How do manufacturers usually set pricing?

Pricing is usually based on order volume, materials, labor, tooling, setup, shipping, and sometimes testing or packaging extras. A lower unit price may hide fees elsewhere, so compare total landed cost instead of only the headline number. For a real comparison, ask for the quote to separate unit cost, freight, and any one-time charges. A die-cut fee of $150, a sampling charge of $60, and a carton insert upgrade can make two quotes look very different even if the unit price is close.

How long does it take to work with manufacturers from quote to delivery?

The timeline depends on sample approval, material availability, production queue, and shipping method. A quote that says 12 to 15 business days may only refer to production after proof approval. Add sampling, revisions, and transit, and the full schedule can be much longer, especially for overseas orders.
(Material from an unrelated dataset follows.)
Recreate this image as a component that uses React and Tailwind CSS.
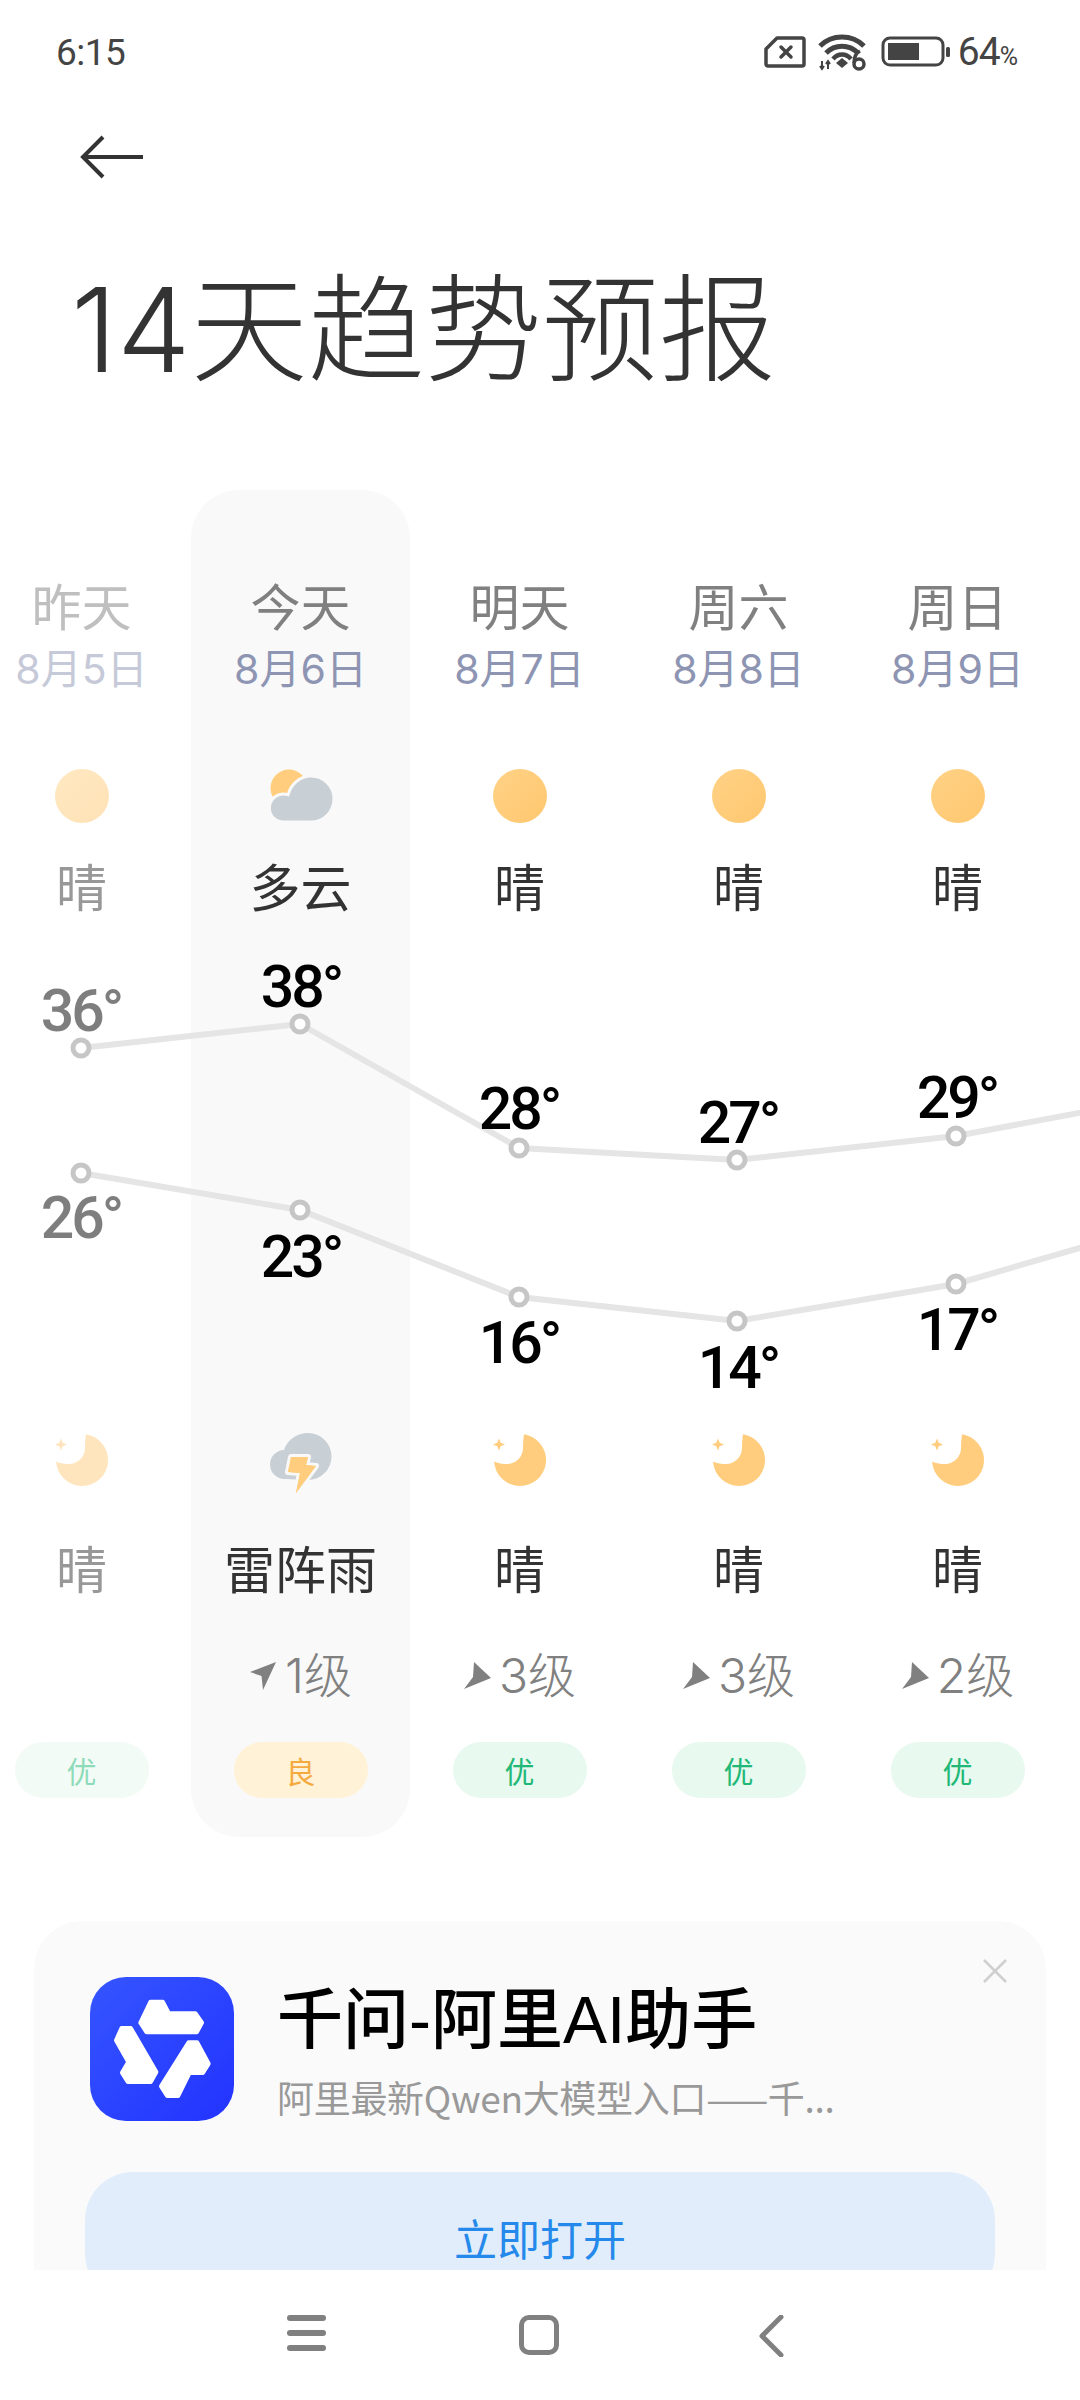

For example, a factory in Dongguan may need 3 business days for sampling, 12 to 15 business days for production, and 18 to 25 days for ocean freight to the U.S. West Coast.

What is the biggest mistake people make when working with manufacturers?

The biggest mistake is sending vague requirements and assuming the manufacturer will fill in the gaps correctly. The second big mistake is choosing based on price alone. Written specs, revision control, and inspection checkpoints prevent most avoidable problems, and they make it much easier to work with manufacturers over time. A missing 1 mm tolerance on a custom insert can do more damage than a 10% price difference ever will.

If you take one thing from this guide, let it be this: how to work with manufacturers is a process, not a transaction. The better you document the product, the smoother the quote, sampling, production, and shipping stages become. I’ve seen small packaging programs run like clockwork when the spec sheet is clear and the communication is disciplined. I’ve also seen the opposite, where one missing measurement turned into a chain reaction of delays and added cost. The difference is rarely luck. It’s structure. Your next move is simple: write the spec before you chase the quote.